I have long supported effective partnerships between government and faith-based organizations. Unfortunately, during the years of the Bush administration these partnerships were often used for political ends. Two former staff members of the Office of Faith Based and Community Initiatives -- John DiIulio's letter in Esquire magazine and David Kuo's book, Tempting Faith: An Inside Story of Political Seduction -- provided ample evidence of that.
During this presidential campaign, Barack Obama strongly supported the principle of such partnerships. In a July speech in Zanesville, OH, he said:
... while these groups are often made up of folks who've come together around a common faith, they're usually working to help people of all faiths or of no faith at all. And they're particularly well-placed to offer help.
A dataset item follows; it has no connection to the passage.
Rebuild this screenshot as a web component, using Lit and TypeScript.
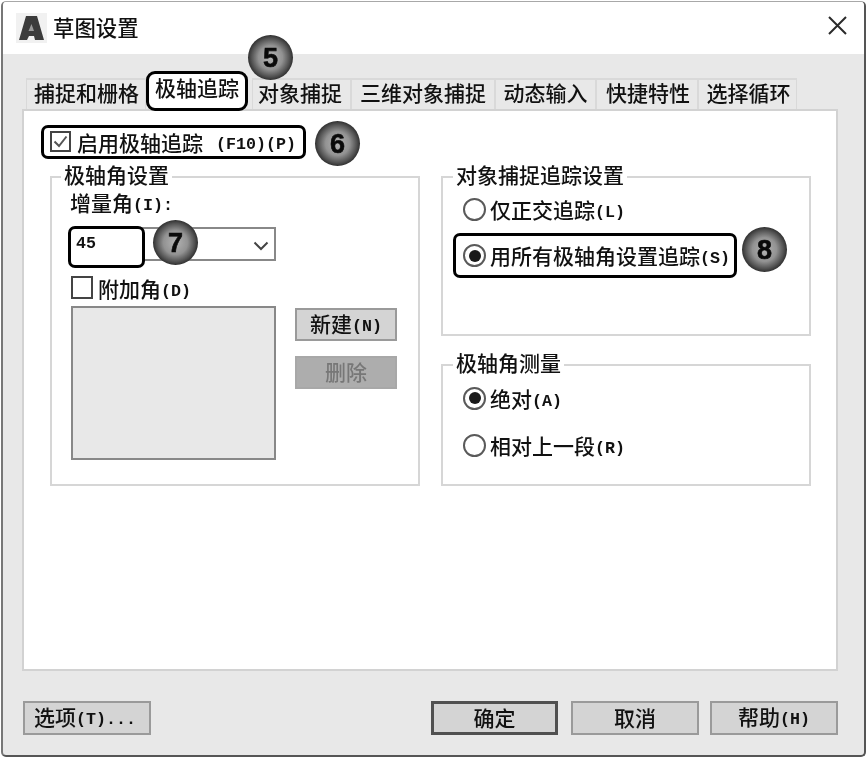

As I've said many times, I believe that change comes not from the top-down, but from the bottom-up, and few are closer to the people than our churches, synagogues, temples, and mosques.
That's why Washington needs to draw on them. The fact is, the challenges we face today -- from saving our planet to ending poverty -- are simply too big for government to solve alone. We need all hands on deck.
Today, I attended an event at the National Press Club where two expert scholars on this issue, E.J. Dionne of the Brookings Institution and Melissa Rogers of the Wake Forest University Divinity School's Center for Religion and Public Affairs, released a set of recommendations for the new administration -- Serving People in Need, Safeguarding Religious Freedom. It is a thoughtful and balanced look at the issues and questions involved. They write in their introduction:
We would hope that the next administration will see partnerships with faith and community groups as part of a larger effort to lift up the poor, and that this will be a more central purpose of government than it has been in the recent past. ...
We do not pretend here to address or resolve all the questions involved in this discussion, but we do take on many of the difficult issues and suggest solutions. The challenge, as we see it, is to find constitutional ways for government to foster the good work done by religious and other community-based organizations -- and to do this without so dividing Americans across religious and political lines that the work itself is jeopardized. This will not be easy. But good things often aren't, and we believe that in this area especially the effort to find common ground will.
The 15 specific recommendations in the report are thoughtful and offer that effort to find common ground. I urge you to read the report.